Entrando appieno nel programma di condivisione nucleare, il governo polacco si propone dunque di rafforzare la posizione di deterrenza della Nato e di aiutare gli Stati Uniti a riaffermare il proprio impegno per una deterrenza estesa. Il tutto anche se, a ben vedere, il valore militare dello stazionamento permanente di armi nucleari in Polonia appare discutibile. Come riporta l’International Institute for Strategic Studies, se la Polonia dovesse ospitare aerei a doppia capacità sugli standard Nato, probabilmente utilizzerebbe i suoi caccia F-35A di prossima messa in servizio che saranno certificati per fornire la variante aggiornata B61-12 della bomba B61. Le basi aeree polacche destinate a ospitare gli F-35A sarebbero quelle di Swidwin, Poznan-Krzesiny e Lask. L’Alleanza considererebbe il valore deterrente dello stazionamento di armi nucleari in questi siti e della loro trasformazione in basi aeree a doppia capacità basandosi sulla vulnerabilità delle armi agli attacchi e sulla loro capacità di colpire obiettivi in ​​Bielorussia e Russia.

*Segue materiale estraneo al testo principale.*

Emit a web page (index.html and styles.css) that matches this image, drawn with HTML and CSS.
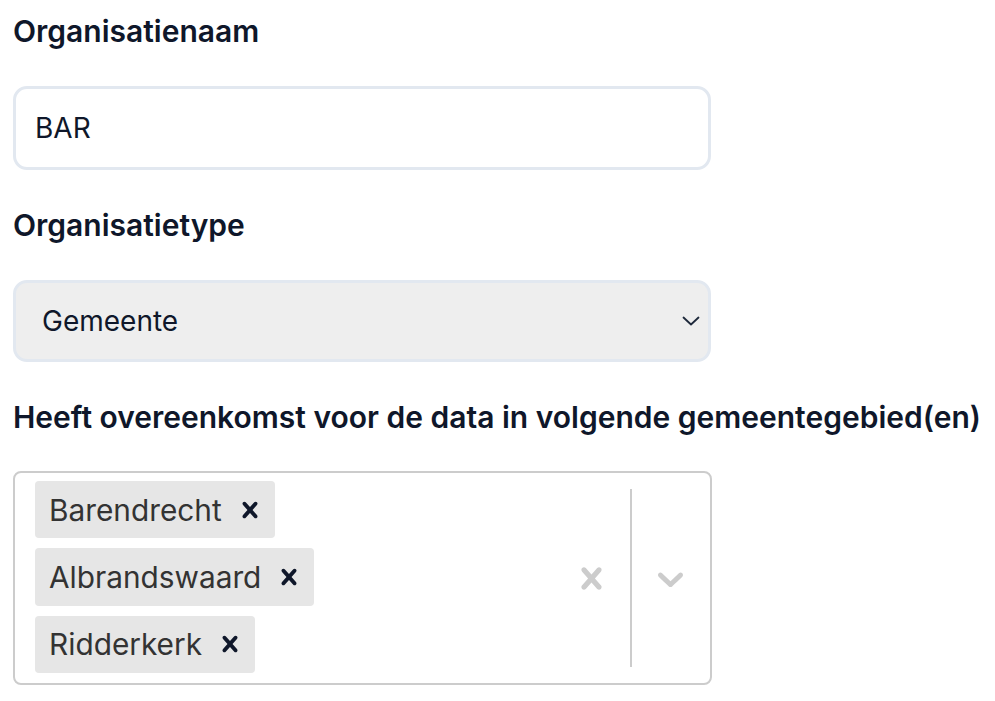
FILE: index.html
```html
<!DOCTYPE html>
<html lang="nl">
<head>
<meta charset="utf-8">
<title>Organisatie</title>
<link rel="stylesheet" href="styles.css">
</head>
<body>
<form class="form">
  <div class="field">
    <label class="label">Organisatienaam</label>
    <div class="input"><span class="input-text">BAR</span></div>
  </div>
  <div class="field">
    <label class="label">Organisatietype</label>
    <div class="select">
      <span class="select-text">Gemeente</span>
      <svg class="select-chevron" viewBox="0 0 18 10" width="18" height="10"><polyline points="1.5,1.5 9,8.5 16.5,1.5" fill="none" stroke="#1e293b" stroke-width="1.8" stroke-linecap="round" stroke-linejoin="round"/></svg>
    </div>
  </div>
  <div class="field">
    <label class="label">Heeft overeenkomst voor de data in volgende gemeentegebied(en)</label>
    <div class="multi">
      <div class="values">
        <div class="chip"><span class="chip-label">Barendrecht</span><span class="chip-remove"><svg viewBox="0 0 20 20" width="32" height="32"><path d="M14.348 14.849c-0.469 0.469-1.229 0.469-1.697 0l-2.651-3.030-2.651 3.029c-0.469 0.469-1.229 0.469-1.697 0-0.469-0.469-0.469-1.229 0-1.697l2.758-3.15-2.759-3.152c-0.469-0.469-0.469-1.228 0-1.697s1.228-0.469 1.697 0l2.652 3.031 2.651-3.031c0.469-0.469 1.228-0.469 1.697 0s0.469 1.229 0 1.697l-2.758 3.152 2.758 3.15c0.469 0.469 0.469 1.229 0 1.698z"/></svg></span></div>
        <div class="chip"><span class="chip-label">Albrandswaard</span><span class="chip-remove"><svg viewBox="0 0 20 20" width="32" height="32"><path d="M14.348 14.849c-0.469 0.469-1.229 0.469-1.697 0l-2.651-3.030-2.651 3.029c-0.469 0.469-1.229 0.469-1.697 0-0.469-0.469-0.469-1.229 0-1.697l2.758-3.15-2.759-3.152c-0.469-0.469-0.469-1.228 0-1.697s1.228-0.469 1.697 0l2.652 3.031 2.651-3.031c0.469-0.469 1.228-0.469 1.697 0s0.469 1.229 0 1.697l-2.758 3.152 2.758 3.15c0.469 0.469 0.469 1.229 0 1.698z"/></svg></span></div>
        <div class="chip"><span class="chip-label">Ridderkerk</span><span class="chip-remove"><svg viewBox="0 0 20 20" width="32" height="32"><path d="M14.348 14.849c-0.469 0.469-1.229 0.469-1.697 0l-2.651-3.030-2.651 3.029c-0.469 0.469-1.229 0.469-1.697 0-0.469-0.469-0.469-1.229 0-1.697l2.758-3.15-2.759-3.152c-0.469-0.469-0.469-1.228 0-1.697s1.228-0.469 1.697 0l2.652 3.031 2.651-3.031c0.469-0.469 1.228-0.469 1.697 0s0.469 1.229 0 1.697l-2.758 3.152 2.758 3.15c0.469 0.469 0.469 1.229 0 1.698z"/></svg></span></div>
      </div>
      <div class="indicators">
        <div class="indicator"><svg viewBox="0 0 20 20" width="43" height="43"><path d="M14.348 14.849c-0.469 0.469-1.229 0.469-1.697 0l-2.651-3.030-2.651 3.029c-0.469 0.469-1.229 0.469-1.697 0-0.469-0.469-0.469-1.229 0-1.697l2.758-3.15-2.759-3.152c-0.469-0.469-0.469-1.228 0-1.697s1.228-0.469 1.697 0l2.652 3.031 2.651-3.031c0.469-0.469 1.228-0.469 1.697 0s0.469 1.229 0 1.697l-2.758 3.152 2.758 3.15c0.469 0.469 0.469 1.229 0 1.698z"/></svg></div>
        <span class="separator"></span>
        <div class="indicator indicator--dropdown"><svg viewBox="0 0 20 20" width="43" height="43"><path d="M4.516 7.548c0.436-0.446 1.043-0.481 1.576 0l3.908 3.747 3.908-3.747c0.533-0.481 1.141-0.446 1.574 0 0.436 0.445 0.408 1.197 0 1.615-0.406 0.418-4.695 4.502-4.695 4.502-0.217 0.223-0.502 0.335-0.787 0.335s-0.57-0.112-0.789-0.335c0 0-4.287-4.084-4.695-4.502s-0.436-1.170 0-1.615z"/></svg></div>
      </div>
    </div>
  </div>
</form>
</body>
</html>
```

FILE: styles.css
```css
* { box-sizing: border-box; }
html, body { margin: 0; padding: 0; background: #ffffff; }
body { font-family: Inter, "Noto Sans", sans-serif; color: #0f172a; }

.form {
  display: flex;
  flex-direction: column;
  gap: 35px;
  padding: 11px 13px 0 13px;
  width: 995px;
}

.field { display: flex; flex-direction: column; gap: 35px; }

.label {
  font-size: 30px;
  line-height: 40px;
  font-weight: 600;
  color: #0f172a;
  white-space: nowrap;
}

.input, .select {
  width: 698px;
  border: 3px solid #e2e8f0;
  border-radius: 14px;
  display: flex;
  align-items: center;
  font-size: 28px;
  color: #0f172a;
}

.input { height: 84px; padding: 0 19px; background: #fff; }

.select {
  height: 82px;
  padding: 0 8px 0 26px;
  background: #eeeeee;
  justify-content: space-between;
}

.select-chevron { display: block; }

.multi {
  width: 699px;
  min-height: 214px;
  margin-top: -1px;
  border: 2px solid #cccccc;
  border-radius: 8px;
  display: flex;
  align-items: stretch;
  background: #fff;
}

.values {
  flex: 1;
  display: flex;
  flex-direction: column;
  align-items: flex-start;
  padding: 3px 16px 5px 16px;
}

.chip {
  display: flex;
  align-items: center;
  background: #e6e6e6;
  border-radius: 4px;
  margin: 5px 4px;
  height: 57.33px;
}

.chip-label {
  font-size: 29.8px;
  color: #333333;
  padding: 0 12px 0 14px;
}

.chip-remove {
  display: flex;
  align-items: center;
  padding: 0 9px 0 0;
  fill: #0f172a;
}

.chip-remove svg { display: block; }

.indicators {
  display: flex;
  align-items: stretch;
}

.indicator {
  display: flex;
  align-items: center;
  padding: 0 17px;
  fill: #cccccc;
}

.indicator--dropdown { padding: 0 18px 0 17px; }

.indicator svg { display: block; }

.separator {
  width: 2px;
  background: #cccccc;
  margin: 16px 0;
}
```
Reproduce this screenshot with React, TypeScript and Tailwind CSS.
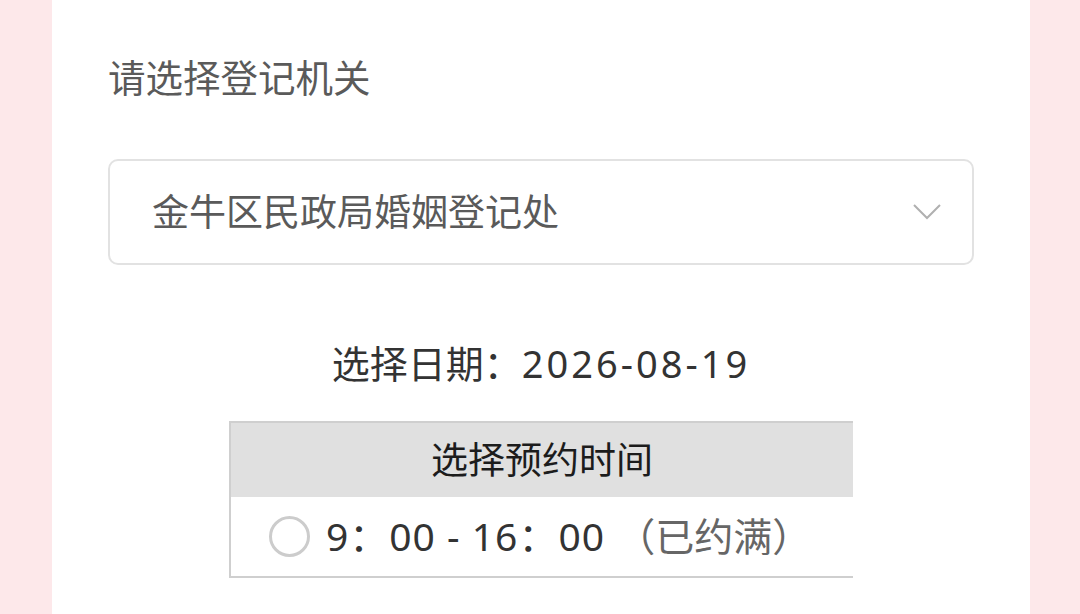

Si assisterebbe quindi a una sorta di “stallo alla messicana” nucleare, mutuando il termine che nei film soprattutto western si indica la situazione in cui due o più soggetti si tengono sotto tiro a vicenda con delle armi, in modo che nessuno possa attaccare un avversario senza essere a propria volta attaccato. Sebbene l’ipotesi di un’escalation nucleare in Europa sia assai improbabile, Russia e Polonia (e cioè Nato) si punterebbero reciprocamente in faccia gli armamenti atomici a poche centinaia di chilometri di distanza. La 152esima Brigata missilistica russa di stanza a Cerniakhovsk (Kaliningrad) e la base militare di Brest (Bielorussia) da una parte, e le tre basi atlantiste polacche dall’altra. Tutte concentrate in una porzione di territorio entro i 500 chilometri, ampiamente raggiungibile dal raggio di un missile lanciato da sistemi Iskander-M. Vista la distanza contenuta tra siti nemici, nel caso di guerra convenzionale la Russia tenterebbe di distruggere le basi polacche con munizioni convenzionali o nucleari o di interrompere le operazioni delle basi aeree. In questo senso, garantire dotazione nucleare alla Polonia aumenterebbe i rischi di conflitto aperto con Mosca.